Sri Seshadri Swamigal, also known as the "Saint with a Golden Hand", was an Indian saint born in Kanchipuram, Tamil Nadu, but predominantly lived in Thiruvannaamalai where he  attained Samadhi (state of meditative consciousness).

Life

Birth and childhood
Sri Adi Sankara established specific methods of worship for the goddess Kamakshi and brought 30 devotees and their families from the banks of the Narmada to Kanchipuram to ensure that these methods of worship were adequately followed. These devotees, who had Kamakshi as their family deity and were responsible for the spread of Srividya Upaasana, were called "Kaamakotiyaar." All those belonging to the lineage of the Kaamakotiyaar are devotees of Kamakshi. About 200 years ago, there was a great scholar named Kaamakoti Sastrigal. He did not have a male child but loved the children of his elder brother, Chidambara Sastrigal, particularly the youngest, Maragatham, as his own. When Maragatham was of marriageable age, Kamakoti Sastrigal decided that his disciple, Varadarajan, would be the most suitable match.
 
Varadaraja Sastrigal and Maragatham were yearning for a male child to continue their family lineage. One night, Mother Kamakshi appeared in the Sastrigal's dream and instructed, "Offer butter, and a child of wisdom shall be born".
Providentially, Maragatham conceived. On a Saturday, 22 January 1870, under the auspices of the star/asterism/nakshatra Hastham, a boy child was born as Goddess Kamakshi's prasadam. He was named Seshadri. All the signs of a great soul shining in the future were seen in the child as it grew. Being a gift of Parasakthi, to be immersed in the thoughts of the almighty and to be involved in prayers and worship was but natural.

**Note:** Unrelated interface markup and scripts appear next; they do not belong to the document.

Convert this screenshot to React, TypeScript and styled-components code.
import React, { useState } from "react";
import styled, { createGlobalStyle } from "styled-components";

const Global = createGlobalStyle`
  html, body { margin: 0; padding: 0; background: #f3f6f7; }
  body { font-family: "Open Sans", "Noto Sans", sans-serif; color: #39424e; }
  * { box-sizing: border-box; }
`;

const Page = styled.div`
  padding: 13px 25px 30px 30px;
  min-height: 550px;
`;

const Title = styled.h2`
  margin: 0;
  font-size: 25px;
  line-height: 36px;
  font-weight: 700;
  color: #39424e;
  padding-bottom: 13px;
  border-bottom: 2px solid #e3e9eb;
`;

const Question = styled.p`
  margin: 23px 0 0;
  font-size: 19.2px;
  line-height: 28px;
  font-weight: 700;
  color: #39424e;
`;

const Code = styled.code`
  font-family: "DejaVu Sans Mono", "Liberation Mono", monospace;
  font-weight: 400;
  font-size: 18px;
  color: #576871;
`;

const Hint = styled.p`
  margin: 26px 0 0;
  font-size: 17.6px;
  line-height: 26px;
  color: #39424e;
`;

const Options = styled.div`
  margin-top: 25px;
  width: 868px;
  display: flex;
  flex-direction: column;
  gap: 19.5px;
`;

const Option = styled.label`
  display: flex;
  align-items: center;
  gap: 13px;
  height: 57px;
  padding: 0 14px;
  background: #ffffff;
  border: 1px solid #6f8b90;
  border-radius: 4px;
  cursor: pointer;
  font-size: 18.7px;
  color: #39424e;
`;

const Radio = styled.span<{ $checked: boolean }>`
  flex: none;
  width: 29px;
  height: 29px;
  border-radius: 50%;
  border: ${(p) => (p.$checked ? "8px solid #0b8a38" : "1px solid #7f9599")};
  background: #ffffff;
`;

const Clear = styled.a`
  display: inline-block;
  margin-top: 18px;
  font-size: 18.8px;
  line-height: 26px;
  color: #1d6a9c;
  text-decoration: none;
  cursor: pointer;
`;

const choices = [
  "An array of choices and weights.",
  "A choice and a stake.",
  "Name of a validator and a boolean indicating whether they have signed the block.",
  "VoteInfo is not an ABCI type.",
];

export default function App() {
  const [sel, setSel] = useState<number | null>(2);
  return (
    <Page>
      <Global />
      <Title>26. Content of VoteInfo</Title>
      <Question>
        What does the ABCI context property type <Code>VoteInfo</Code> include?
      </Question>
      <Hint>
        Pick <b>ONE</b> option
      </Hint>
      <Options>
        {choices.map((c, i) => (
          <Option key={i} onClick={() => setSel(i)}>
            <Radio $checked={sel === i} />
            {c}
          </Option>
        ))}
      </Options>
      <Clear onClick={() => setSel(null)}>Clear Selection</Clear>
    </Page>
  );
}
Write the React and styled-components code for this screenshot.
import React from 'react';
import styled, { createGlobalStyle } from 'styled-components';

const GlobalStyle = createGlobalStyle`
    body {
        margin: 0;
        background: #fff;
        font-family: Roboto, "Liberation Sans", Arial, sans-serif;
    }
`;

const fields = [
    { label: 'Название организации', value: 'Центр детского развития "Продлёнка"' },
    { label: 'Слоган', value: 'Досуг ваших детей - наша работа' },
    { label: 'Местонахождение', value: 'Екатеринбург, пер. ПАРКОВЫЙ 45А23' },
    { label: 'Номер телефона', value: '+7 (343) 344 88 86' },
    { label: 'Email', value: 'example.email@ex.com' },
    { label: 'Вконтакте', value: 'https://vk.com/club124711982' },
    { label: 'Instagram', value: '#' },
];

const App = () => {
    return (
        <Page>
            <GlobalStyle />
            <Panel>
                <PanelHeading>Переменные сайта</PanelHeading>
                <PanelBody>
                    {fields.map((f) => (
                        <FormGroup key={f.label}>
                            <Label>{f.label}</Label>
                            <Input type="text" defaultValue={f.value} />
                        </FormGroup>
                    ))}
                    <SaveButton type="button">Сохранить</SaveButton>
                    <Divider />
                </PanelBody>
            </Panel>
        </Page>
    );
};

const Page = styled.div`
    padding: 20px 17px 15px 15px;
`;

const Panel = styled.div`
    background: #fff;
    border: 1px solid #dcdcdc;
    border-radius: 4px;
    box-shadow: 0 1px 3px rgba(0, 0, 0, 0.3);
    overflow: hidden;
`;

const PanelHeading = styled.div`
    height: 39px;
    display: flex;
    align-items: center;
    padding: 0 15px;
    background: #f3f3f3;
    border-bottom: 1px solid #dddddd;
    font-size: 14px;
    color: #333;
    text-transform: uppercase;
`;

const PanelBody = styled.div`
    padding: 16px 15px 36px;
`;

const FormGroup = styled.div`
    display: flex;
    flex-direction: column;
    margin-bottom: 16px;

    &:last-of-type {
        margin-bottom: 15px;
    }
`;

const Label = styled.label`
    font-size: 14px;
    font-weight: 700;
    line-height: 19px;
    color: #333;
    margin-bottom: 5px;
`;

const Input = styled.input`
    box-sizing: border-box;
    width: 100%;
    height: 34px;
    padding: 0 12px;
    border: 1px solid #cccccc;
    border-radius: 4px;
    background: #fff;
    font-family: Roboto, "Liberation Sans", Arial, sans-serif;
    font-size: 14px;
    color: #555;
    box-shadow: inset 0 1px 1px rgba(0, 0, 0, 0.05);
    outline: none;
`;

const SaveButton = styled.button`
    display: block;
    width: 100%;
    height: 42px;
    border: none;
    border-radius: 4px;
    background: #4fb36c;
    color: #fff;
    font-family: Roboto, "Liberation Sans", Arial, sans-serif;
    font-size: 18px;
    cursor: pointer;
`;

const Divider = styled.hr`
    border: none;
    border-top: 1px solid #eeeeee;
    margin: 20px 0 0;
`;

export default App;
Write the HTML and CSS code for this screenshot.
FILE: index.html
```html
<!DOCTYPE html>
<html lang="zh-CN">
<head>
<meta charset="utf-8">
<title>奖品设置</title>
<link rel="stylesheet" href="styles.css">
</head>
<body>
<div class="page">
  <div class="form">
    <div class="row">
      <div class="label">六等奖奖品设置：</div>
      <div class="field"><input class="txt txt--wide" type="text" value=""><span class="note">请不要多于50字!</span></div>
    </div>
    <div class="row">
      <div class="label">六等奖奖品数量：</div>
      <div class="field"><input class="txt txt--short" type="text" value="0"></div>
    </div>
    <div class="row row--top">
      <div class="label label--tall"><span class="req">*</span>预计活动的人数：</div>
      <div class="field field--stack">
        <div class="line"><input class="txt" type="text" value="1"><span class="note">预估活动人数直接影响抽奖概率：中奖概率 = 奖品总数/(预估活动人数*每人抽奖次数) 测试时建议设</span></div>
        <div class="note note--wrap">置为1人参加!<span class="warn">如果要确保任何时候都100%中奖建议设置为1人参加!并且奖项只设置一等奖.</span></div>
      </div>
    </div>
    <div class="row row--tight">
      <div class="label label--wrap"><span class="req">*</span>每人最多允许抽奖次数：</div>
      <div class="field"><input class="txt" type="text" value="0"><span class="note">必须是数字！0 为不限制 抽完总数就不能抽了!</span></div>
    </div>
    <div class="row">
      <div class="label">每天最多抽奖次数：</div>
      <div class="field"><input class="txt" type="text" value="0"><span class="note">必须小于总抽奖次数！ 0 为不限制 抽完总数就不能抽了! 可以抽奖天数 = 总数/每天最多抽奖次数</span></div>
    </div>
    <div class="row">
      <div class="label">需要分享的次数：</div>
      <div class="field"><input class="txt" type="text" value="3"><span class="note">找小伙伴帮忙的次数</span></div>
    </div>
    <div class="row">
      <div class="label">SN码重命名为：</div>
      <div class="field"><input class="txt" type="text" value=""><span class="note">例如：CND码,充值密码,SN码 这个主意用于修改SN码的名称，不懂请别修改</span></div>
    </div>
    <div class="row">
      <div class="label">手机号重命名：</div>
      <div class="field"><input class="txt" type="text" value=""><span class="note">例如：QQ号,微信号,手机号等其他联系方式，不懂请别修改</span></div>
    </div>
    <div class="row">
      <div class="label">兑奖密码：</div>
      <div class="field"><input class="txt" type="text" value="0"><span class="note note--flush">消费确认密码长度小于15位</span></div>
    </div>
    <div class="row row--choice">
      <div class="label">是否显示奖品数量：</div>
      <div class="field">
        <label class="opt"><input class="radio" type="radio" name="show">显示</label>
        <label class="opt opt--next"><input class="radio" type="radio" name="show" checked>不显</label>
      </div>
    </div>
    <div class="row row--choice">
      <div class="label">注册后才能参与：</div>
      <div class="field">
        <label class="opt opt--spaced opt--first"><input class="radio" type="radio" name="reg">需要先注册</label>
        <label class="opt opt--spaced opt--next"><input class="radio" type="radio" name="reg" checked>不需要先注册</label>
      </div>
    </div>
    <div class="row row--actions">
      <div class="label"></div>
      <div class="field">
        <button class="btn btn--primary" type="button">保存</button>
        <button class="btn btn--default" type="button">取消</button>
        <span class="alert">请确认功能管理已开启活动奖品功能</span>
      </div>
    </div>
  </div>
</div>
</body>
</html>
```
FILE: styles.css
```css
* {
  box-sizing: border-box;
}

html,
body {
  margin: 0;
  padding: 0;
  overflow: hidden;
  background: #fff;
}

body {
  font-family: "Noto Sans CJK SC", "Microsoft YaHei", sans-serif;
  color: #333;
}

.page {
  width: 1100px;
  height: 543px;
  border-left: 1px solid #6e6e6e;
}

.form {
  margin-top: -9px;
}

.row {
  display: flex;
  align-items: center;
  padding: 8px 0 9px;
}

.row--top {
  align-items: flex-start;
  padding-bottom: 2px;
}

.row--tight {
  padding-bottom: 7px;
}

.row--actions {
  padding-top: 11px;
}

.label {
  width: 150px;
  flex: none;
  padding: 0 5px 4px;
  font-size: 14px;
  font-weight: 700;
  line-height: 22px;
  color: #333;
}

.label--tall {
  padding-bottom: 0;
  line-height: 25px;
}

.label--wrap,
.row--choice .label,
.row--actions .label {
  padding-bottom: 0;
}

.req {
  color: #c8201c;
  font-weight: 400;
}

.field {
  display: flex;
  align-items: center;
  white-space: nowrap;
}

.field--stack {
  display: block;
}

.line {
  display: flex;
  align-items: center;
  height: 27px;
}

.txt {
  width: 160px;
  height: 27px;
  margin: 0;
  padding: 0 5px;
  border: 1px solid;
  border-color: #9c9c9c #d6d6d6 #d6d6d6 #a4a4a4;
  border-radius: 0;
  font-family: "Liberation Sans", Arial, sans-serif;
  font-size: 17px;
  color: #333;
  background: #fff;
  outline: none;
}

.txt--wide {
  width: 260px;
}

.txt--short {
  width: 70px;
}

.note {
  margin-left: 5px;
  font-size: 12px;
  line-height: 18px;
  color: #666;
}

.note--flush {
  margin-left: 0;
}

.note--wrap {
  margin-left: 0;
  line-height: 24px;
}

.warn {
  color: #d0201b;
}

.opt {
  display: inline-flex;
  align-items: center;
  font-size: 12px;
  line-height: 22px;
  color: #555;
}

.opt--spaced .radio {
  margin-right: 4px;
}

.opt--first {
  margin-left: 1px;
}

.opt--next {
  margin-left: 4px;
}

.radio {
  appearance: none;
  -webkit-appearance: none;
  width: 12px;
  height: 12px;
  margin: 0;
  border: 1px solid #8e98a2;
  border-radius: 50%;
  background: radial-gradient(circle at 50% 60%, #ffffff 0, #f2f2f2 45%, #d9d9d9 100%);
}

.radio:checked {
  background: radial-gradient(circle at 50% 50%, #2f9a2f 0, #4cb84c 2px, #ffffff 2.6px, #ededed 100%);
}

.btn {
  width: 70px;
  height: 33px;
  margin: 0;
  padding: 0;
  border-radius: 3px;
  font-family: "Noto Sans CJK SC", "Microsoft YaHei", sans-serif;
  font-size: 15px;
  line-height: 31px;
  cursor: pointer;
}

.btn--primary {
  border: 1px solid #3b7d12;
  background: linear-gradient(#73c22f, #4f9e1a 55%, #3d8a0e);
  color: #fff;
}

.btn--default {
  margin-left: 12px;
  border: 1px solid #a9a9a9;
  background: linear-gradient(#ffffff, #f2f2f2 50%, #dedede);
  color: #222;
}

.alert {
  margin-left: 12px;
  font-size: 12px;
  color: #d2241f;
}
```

As a child, Swamigal had spontaneous trances. For example, he would sit on his father's lap in a meditative posture with the chin mudra, while at other times, when his father was teaching a class, he would look at the book as if he was reading and comprehending it. At age four, Seshadri received his nickname, 'Golden Hand' (Tamil: Thanga Kai). One day Seshadri and his mother stopped at a shop full of bronze castings of the Gods. While at the shop, the young lad picked up a statue of Krishna and asked his mother to buy it so he could perform Krishna puja. Thinking that the radiant child resembled Lord Krishna, the trader gave the idol and refused payment. The next day the trader proclaimed the boy to be most lucky as the whole consignment of 1,000 statues (because of the young boy's touch) had been sold in one day, as against his usual sales until then, wherein he was barely able to sell 1-2 idols.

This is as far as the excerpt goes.